Growing up really sucks.
Why can’t my bed open up and swallow me into a big comfy abyss?
I find it amazing that musicians, and more specifically songwriters, can have an amazing talent to write beautiful, poetic words that when added to good music can have the overwhelming effect to keep a person from giving up; to have them open their eyes in the morning and make a decision to carry on, even though they slept terribly.
Every time I can’t sleep and I turn to my iPod for support there is always a new song waiting to put me to sleep, even if that song has been sitting around for years, collecting virtual dust. The perfect song has the ability to drown my mind, tell it to shut up, and it listen to someone else’s words for at least three minutes. Sometimes it even calms me down, makes me yawn, and can make me tired enough to finally sleep.
Last night, I turned to music that makes me nostalgic for my preteen years.

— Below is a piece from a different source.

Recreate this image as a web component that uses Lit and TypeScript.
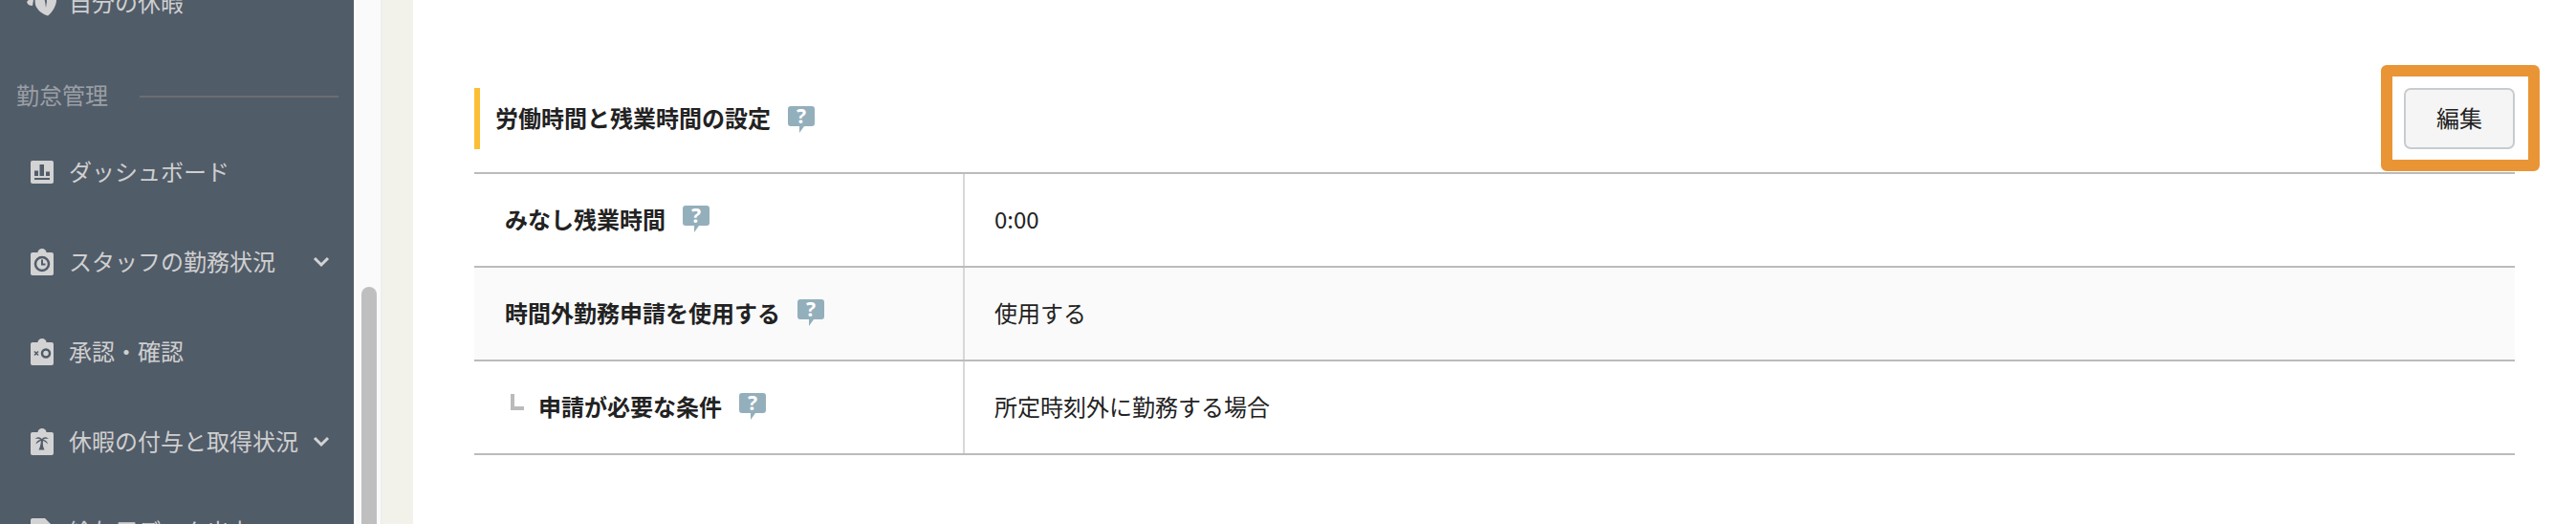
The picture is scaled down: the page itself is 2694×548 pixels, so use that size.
import { LitElement, html, css, svg } from "lit";
import { customElement } from "lit/decorators.js";

const helpIcon = html`<svg class="help" width="28" height="28" viewBox="0 0 28 28" aria-hidden="true">
  <path d="M3 0h22a3 3 0 0 1 3 3v15a3 3 0 0 1-3 3h-8l-5 7v-7H3a3 3 0 0 1-3-3V3a3 3 0 0 1 3-3z" fill="#94afbc"/>
  <text x="14" y="18" text-anchor="middle" class="q">?</text>
</svg>`;

const clipBody = svg`<path d="M2 4h5.500a4.500 4 0 0 1 9 0H22a2 2 0 0 1 2 2v20a2 2 0 0 1-2 2H2a2 2 0 0 1-2-2V6a2 2 0 0 1 2-2z" fill="#d3d3d3"/>`;

const icons = {
  dash: html`<svg width="24" height="24" viewBox="0 0 24 24">
    <rect width="24" height="24" rx="2" fill="#d3d3d3"/>
    <path d="M4 10.500h4v5.500H4zM9.500 4h4.500v12H9.500zM16 11.500h4V16h-4zM4 18h16v2H4z" fill="#515c69"/>
  </svg>`,
  clock: html`<svg width="24" height="28" viewBox="0 0 24 28">
    ${clipBody}
    <circle cx="12" cy="16" r="7" fill="none" stroke="#515c69" stroke-width="2.500"/>
    <path d="M12 11.500V16.500h3.500" fill="none" stroke="#515c69" stroke-width="2"/>
  </svg>`,
  check: html`<svg width="24" height="28" viewBox="0 0 24 28">
    ${clipBody}
    <path d="M4 13.500l4 4M8 13.500l-4 4" stroke="#515c69" stroke-width="1.500"/>
    <circle cx="16" cy="15.500" r="4" fill="none" stroke="#515c69" stroke-width="2.500"/>
  </svg>`,
  palm: html`<svg width="24" height="28" viewBox="0 0 24 28">
    ${clipBody}
    <path d="M12 11.500C10 8.500 7 8.500 4.500 11c2-.5 4.500-.5 6 1C8 12 6 13.500 5.500 16.500c2-2 4-3 5.500-3.500-.5 3.500-1 6.500-2.500 9.500h6c-1.500-3-2-6-1.500-9.500 1.500.5 3.500 1.500 5 3.500-.5-3-2.500-4.500-5-4.500 1.500-1.500 4-1.500 6-1-2.500-2.500-5.500-2.500-7.500.5z" fill="#515c69"/>
  </svg>`,
  heart: html`<svg width="34" height="30" viewBox="0 0 34 30">
    <path d="M0 14 C2 11 5 11 7 12 L6 18 C3 18 1 17 0 14z" fill="#d3d3d3"/>
    <path d="M9 8 C13 6 17 8 19 13 C21 8 26 6 31 8 C32 16 28 24 22 28.500 C17 27 11 23 9 17 C8.500 14 8.500 11 9 8z" fill="#d3d3d3"/>
    <path d="M19 13l1 7 1-7-1-4z" fill="#515c69"/>
  </svg>`,
  doc: html`<svg width="24" height="28" viewBox="0 0 24 28">
    <path d="M2 0h13l9 9v17a2 2 0 0 1-2 2H2a2 2 0 0 1-2-2V2a2 2 0 0 1 2-2z" fill="#d3d3d3"/>
  </svg>`,
};

const chevron = html`<svg class="chev" width="18" height="12" viewBox="0 0 18 12">
  <path d="M2 2l7 7 7-7" fill="none" stroke="#d3d3d3" stroke-width="3"/>
</svg>`;

@customElement("app-root")
export class AppRoot extends LitElement {
  static styles = css`
    :host {
      display: flex;
      width: 2694px;
      height: 548px;
      overflow: hidden;
      background: #fff;
      font-family: "Noto Sans CJK JP", "Noto Sans", sans-serif;
      color: #222;
    }
    .sidebar {
      flex: none;
      width: 370px;
      height: 548px;
      background: #515c69;
      overflow: hidden;
    }
    .side-inner {
      margin-top: -44px;
    }
    .item {
      display: flex;
      align-items: center;
      height: 94px;
      padding-left: 32px;
      font-size: 24px;
      color: #cfcfcf;
      white-space: nowrap;
    }
    .txt {
      margin-bottom: 3px;
    }
    .ico {
      flex: none;
      width: 24px;
      margin-right: 16px;
      display: flex;
      justify-content: center;
    }
    .ico.wide {
      width: 34px;
      margin-left: -4px;
      margin-right: 10px;
    }
    .ico svg {
      display: block;
    }
    .chev {
      margin-left: auto;
      margin-right: 25px;
    }
    .sec-label {
      display: flex;
      align-items: center;
      height: 64px;
      margin-top: 19px;
      padding-left: 17px;
      padding-right: 16px;
      font-size: 24px;
      color: #9a9fa5;
    }
    .sec-label .txt {
      margin-bottom: 5px;
    }
    .sec-label::after {
      content: "";
      flex: 1;
      height: 2px;
      margin-left: 33px;
      background: #6c6e71;
    }
    .track {
      flex: none;
      width: 26px;
      height: 548px;
      box-sizing: border-box;
      margin-left: 2px;
      background: #fafafa;
      padding: 300px 4px 0 6px;
    }
    .edge {
      flex: none;
      width: 2px;
      background: #eeeeee;
    }
    .thumb {
      width: 16px;
      height: 300px;
      border-radius: 8px 8px 0 0;
      background: #bfbfbf;
    }
    .gutter {
      flex: none;
      width: 32px;
      background: #f2f2ea;
    }
    .main {
      flex: 1;
      position: relative;
      padding: 92px 64px 0 64px;
    }
    .head {
      display: flex;
      justify-content: space-between;
      align-items: center;
      height: 64px;
      padding-bottom: 24px;
      border-bottom: 2px solid #bbbbbb;
    }
    .title {
      display: flex;
      align-items: center;
      height: 64px;
      box-sizing: border-box;
      border-left: 6px solid #fbbf36;
      padding-left: 16px;
      font-size: 24px;
      font-weight: 700;
      color: #222;
    }
    .lbl {
      margin-bottom: 3px;
    }
    .help {
      display: block;
      flex: none;
      margin-left: 18px;
      margin-top: 2px;
    }
    .label .help {
      margin-top: -2px;
    }
    .q {
      font: 700 21px "Noto Sans", sans-serif;
      fill: #fff;
    }
    .edit {
      width: 116px;
      height: 64px;
      box-sizing: border-box;
      border: 2px solid #c6ccd0;
      border-radius: 7px;
      background: #f5f5f5;
      font: inherit;
      font-size: 24px;
      font-weight: 400;
      color: #222;
      padding: 0 0 3px;
    }
    .row {
      display: grid;
      grid-template-columns: 511px 1fr;
      height: 98px;
      box-sizing: border-box;
      border-bottom: 2px solid #bbbbbb;
    }
    .row.alt {
      background: #fafafa;
    }
    .label {
      display: flex;
      align-items: center;
      padding-left: 32px;
      font-size: 24px;
      font-weight: 700;
      color: #222;
    }
    .label.sub {
      padding-left: 38px;
    }
    .sub-mark {
      flex: none;
      width: 10px;
      height: 13px;
      margin-right: 15px;
      margin-top: -12px;
      border-left: 4px solid #bbbbbb;
      border-bottom: 4px solid #bbbbbb;
    }
    .value {
      display: flex;
      align-items: center;
      padding: 0 0 3px 31px;
      border-left: 2px solid #d8d8d8;
      font-size: 24px;
      color: #222;
    }
    .mark {
      position: absolute;
      left: 2058px;
      top: 68px;
      width: 166px;
      height: 111px;
      box-sizing: border-box;
      border: 12px solid #e99536;
      border-radius: 6px;
      pointer-events: none;
    }
  `;

  render() {
    return html`
      <nav class="sidebar">
        <div class="side-inner">
          <div class="item"><span class="ico wide">${icons.heart}</span><span class="txt">自分の休暇</span></div>
          <div class="sec-label"><span class="txt">勤怠管理</span></div>
          <div class="item"><span class="ico">${icons.dash}</span><span class="txt">ダッシュボード</span></div>
          <div class="item"><span class="ico">${icons.clock}</span><span class="txt">スタッフの勤務状況</span>${chevron}</div>
          <div class="item"><span class="ico">${icons.check}</span><span class="txt">承認・確認</span></div>
          <div class="item"><span class="ico">${icons.palm}</span><span class="txt">休暇の付与と取得状況</span>${chevron}</div>
          <div class="item"><span class="ico">${icons.doc}</span><span class="txt">給与用データ出力</span></div>
        </div>
      </nav>
      <div class="track"><div class="thumb"></div></div>
      <div class="edge"></div>
      <div class="gutter"></div>
      <main class="main">
        <div class="head">
          <div class="title"><span class="lbl">労働時間と残業時間の設定</span>${helpIcon}</div>
          <button class="edit">編集</button>
        </div>
        <div class="row">
          <div class="label"><span class="lbl">みなし残業時間</span>${helpIcon}</div>
          <div class="value">0:00</div>
        </div>
        <div class="row alt">
          <div class="label"><span class="lbl">時間外勤務申請を使用する</span>${helpIcon}</div>
          <div class="value">使用する</div>
        </div>
        <div class="row">
          <div class="label sub"><span class="sub-mark"></span><span class="lbl">申請が必要な条件</span>${helpIcon}</div>
          <div class="value">所定時刻外に勤務する場合</div>
        </div>
        <div class="mark"></div>
      </main>
    `;
  }
}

And that’s when the “I don’t want to grow up” thought popped into my head. That’s not a new though, though. I never wanted to grow up. I wanted to live, but I just wanted to stop getting older. I acted old for my age when I was really young, but I generally still didn’t look to the future. I’m glad I was like that, I cherished my innocence, I guess, but now it just sucks that much more because I never wanted this, and I still don’t.
But as long as I have my music to listen to, everything will be just that much more bearable, especially on those nights, like last night, where I can’t sleep because I’m just too upset to do anything except lie in bed.
I wrote most of what you read above last night while lying in bed, and I was basically having a fit because I was growing up. It happens every once in a while, and I’m sure I’m not the only one. But basically music helps, and then I took a picture of my iPod in the darkness of my room because it kind of reflects my mind when I find those songs that get my thoughts to shut up. Soon I’ll make a playlist of all the songs I listen to and that help me sleep.